start

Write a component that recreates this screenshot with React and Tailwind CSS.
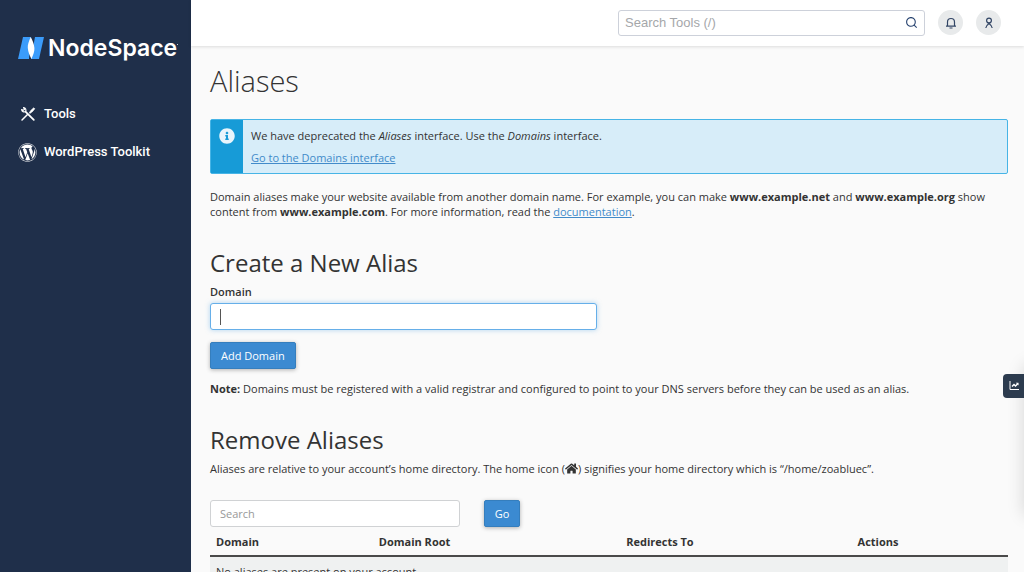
import { useState } from 'react';
import { FaWordpress, FaInfoCircle, FaHome } from 'react-icons/fa';
import { RiSearchLine } from 'react-icons/ri';

const columns = [
  { name: 'Domain', width: 'w-[20.4%]' },
  { name: 'Domain Root', width: 'w-[31%]' },
  { name: 'Redirects To', width: 'w-[29%]' },
  { name: 'Actions', width: 'w-[19.6%]' },
];

const LogoMark = () => (
  <svg viewBox="0 0 26 22" className="h-[22px] w-[26px]" aria-hidden="true">
    <path d="M5 0h8l-2 22H0z" fill="#3b9cfb" />
    <path d="M17 0h9l-5 22h-8z" fill="#3b9cfb" />
    <path d="M12.800 0c-2 4-3.300 8-3 11 .4 4 1.800 7.500 3.600 11 1.800-4 3.300-8 3-11-.4-4-1.800-7.500-3.600-11z" fill="#fff" />
  </svg>
);

const ToolsIcon = () => (
  <svg viewBox="0 0 16 16" className="h-4 w-4" fill="none" stroke="#fff" aria-hidden="true">
    <path d="M2 14 7.500 8.500" strokeWidth="1.500" strokeLinecap="round" />
    <path d="M9.200 6.800l2-2.800 2.600-2.200 1 1-2.200 2.600-2.600 2z" fill="#fff" strokeWidth="0.600" />
    <path d="M5.700 5.800 13.800 13.800" strokeWidth="1.800" strokeLinecap="round" />
    <path d="M3.600 1.600a2.700 2.700 0 0 1 2 4 2.700 2.700 0 0 1-4-2l2 .6.900-.9z" strokeWidth="1.200" strokeLinejoin="round" />
  </svg>
);

const BellIcon = () => (
  <svg viewBox="0 0 12 12" className="h-3 w-3" fill="none" stroke="#324565" strokeWidth="1.200" aria-hidden="true">
    <path d="M2.500 9V5a3.500 3.500 0 0 1 7 0v4M1 9.200h10M4.500 11h3" />
  </svg>
);

const UserIcon = () => (
  <svg viewBox="0 0 12 12" className="h-3 w-3" fill="none" stroke="#324565" strokeWidth="1.200" aria-hidden="true">
    <circle cx="6" cy="3.600" r="2.400" />
    <path d="M2.800 11C2.800 8.500 4.500 7.800 7.500 5.500M9.200 11C9.200 8.500 7.500 7.800 4.500 5.500" />
  </svg>
);

const ChartIcon = () => (
  <svg viewBox="0 0 10 10" className="size-[10px]" fill="none" stroke="#fff" aria-hidden="true">
    <path d="M1 0v8.500h9" strokeWidth="1" />
    <path d="M3 5.500 5 3.500l1.500 1.500L9 2.500" strokeWidth="1.500" />
    <path d="M6.800 1.700H9.500v2.700z" fill="#fff" stroke="none" />
  </svg>
);

const Sidebar = () => (
  <aside className="w-[191px] shrink-0 bg-[#1f2f4a] text-white">
    <a href="#home" className="mt-9 ml-[18px] flex items-center gap-1">
      <LogoMark />
      <span className="font-['Inter',sans-serif] text-[23px] leading-6 font-semibold">NodeSpace</span>
      <span className="-ml-1 mb-2 size-px rounded-full bg-white" />
    </a>
    <nav className="mt-[42px] flex flex-col gap-[14px] pl-[18px] font-['Roboto',sans-serif] text-[13px] leading-6 font-medium">
      <a href="#tools" className="flex items-center gap-[7px]">
        <span className="flex w-[19px] justify-center"><ToolsIcon /></span>
        Tools
      </a>
      <a href="#wordpress" className="flex items-center gap-[7px]">
        <FaWordpress className="size-[19px]" />
        WordPress Toolkit
      </a>
    </nav>
  </aside>
);

const Header = () => (
  <header className="flex h-[46px] shrink-0 items-center justify-end gap-[13px] bg-white pr-[23px] pb-px shadow-[0_1px_3px_rgba(0,0,0,0.12)]">
    <div className="flex h-[26px] w-[307px] items-center rounded-[3px] border border-[#cdd1da] px-[6px]">
      <input
        type="text"
        aria-label="Search Tools"
        placeholder="Search Tools (/)"
        className="min-w-0 flex-1 font-['Liberation_Sans',sans-serif] text-[13px] outline-none placeholder:text-[#a5a7aa]"
      />
      <button aria-label="Search"><RiSearchLine className="size-[13px] text-[#2b4672]" /></button>
    </div>
    <button aria-label="Notifications" className="flex size-[25px] items-center justify-center rounded-full bg-[#e8eaeb]">
      <BellIcon />
    </button>
    <button aria-label="Account" className="flex size-[25px] items-center justify-center rounded-full bg-[#e8eaeb]">
      <UserIcon />
    </button>
  </header>
);

const App = () => {
  const [domain, setDomain] = useState('');
  const [search, setSearch] = useState('');

  return (
    <div className="flex h-screen overflow-hidden bg-[#fafafa] font-['Open_Sans',sans-serif] text-[11px] leading-[15px] text-[#333]">
      <Sidebar />
      <div className="flex min-w-0 flex-1 flex-col">
        <Header />
        <main className="min-h-0 flex-1 overflow-hidden pt-[15px] pr-4 pl-[19px]">
          <h1 className="text-[29px] leading-10 font-light">Aliases</h1>

          {/* Deprecation notice */}
          <div className="mt-[18px] flex rounded-xs border border-[#46b4e6] bg-[#d7edf9]">
            <div className="flex w-8 shrink-0 justify-center bg-[#179bd7] pt-2">
              <FaInfoCircle className="size-4 text-[#e8f5fc]" />
            </div>
            <div className="flex flex-col items-start gap-[7px] px-2 py-2">
              <p>We have deprecated the <em>Aliases</em> interface. Use the <em>Domains</em> interface.</p>
              <a href="#domains" className="text-[#428bca] underline">Go to the Domains interface</a>
            </div>
          </div>

          <p className="mt-[15px]">
            Domain aliases make your website available from another domain name. For example, you can make <b>www.example.net</b> and <b>www.example.org</b> show content from <b>www.example.com</b>. For more information, read the <a href="#documentation" className="text-[#428bca] underline">documentation</a>.
          </p>

          {/* Create alias */}
          <h2 className="mt-7 text-2xl leading-8">Create a New Alias</h2>
          <label htmlFor="domain" className="mt-[5px] block font-semibold">Domain</label>
          <div className="relative mt-1 w-[387px] max-w-full">
            <input
              id="domain"
              type="text"
              value={domain}
              onChange={(e) => setDomain(e.target.value)}
              className="block h-[27px] w-full rounded-[3px] border border-[#66afe9] bg-white px-[10px] caret-transparent shadow-[0_0_5px_rgba(102,175,233,0.5)] outline-none"
            />
            <span className="pointer-events-none absolute top-[6px] left-[10px] h-4 w-px bg-[#555]" />
          </div>
          <button className="mt-3 block h-[27px] rounded-xs border border-[#357ebd] bg-[#3b8ad1] px-[10px] text-white shadow-[0_1px_4px_rgba(0,0,0,0.3)]">
            Add Domain
          </button>
          <p className="mt-3">
            <b>Note:</b> Domains must be registered with a valid registrar and configured to point to your DNS servers before they can be used as an alias.
          </p>

          {/* Remove aliases */}
          <h2 className="mt-7 text-2xl leading-8">Remove Aliases</h2>
          <p className="mt-[5px]">
            Aliases are relative to your account’s home directory. The home icon (<FaHome className="inline size-[13px] align-[-2px]" />) signifies your home directory which is “/home/zoabluec”.
          </p>
          <div className="mt-6 flex gap-6">
            <input
              type="text"
              aria-label="Search aliases"
              placeholder="Search"
              value={search}
              onChange={(e) => setSearch(e.target.value)}
              className="h-[27px] w-[250px] rounded-[3px] border border-[#d0d2d4] bg-white px-[9px] outline-none placeholder:text-[#999]"
            />
            <button className="h-[27px] w-9 rounded-xs border border-[#357ebd] bg-[#3b8ad1] text-white shadow-[0_1px_4px_rgba(0,0,0,0.3)]">Go</button>
          </div>
          <table className="w-full table-fixed text-left">
            <thead>
              <tr className="h-[29px] border-b-2 border-[#4a4a4a]">
                {columns.map((col) => (
                  <th key={col.name} className={`${col.width} px-[6px] font-bold`}>{col.name}</th>
                ))}
              </tr>
            </thead>
            <tbody>
              <tr className="h-[30px] bg-[#eff1f1]">
                <td colSpan={4} className="px-[6px]">No aliases are present on your account.</td>
              </tr>
            </tbody>
          </table>
        </main>
      </div>

      {/* Statistics drawer, closed: only its shadow and handle show */}
      <div className="fixed top-[365px] left-full h-[150px] w-40 shadow-[0_0_16px_rgba(0,0,0,0.15)]" />
      <button aria-label="Statistics" className="fixed top-[374px] right-0 flex h-6 w-[21px] items-center justify-center rounded-l-sm bg-[#2c3b4e]">
        <ChartIcon />
      </button>
    </div>
  );
};

export default App;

end

DO THIS
Find the word "with" in the data and copy out each line where it turns up.

THE RESULT
Write a component that recreates this screenshot with React and Tailwind CSS.
            <b>Note:</b> Domains must be registered with a valid registrar and configured to point to your DNS servers before they can be used as an alias.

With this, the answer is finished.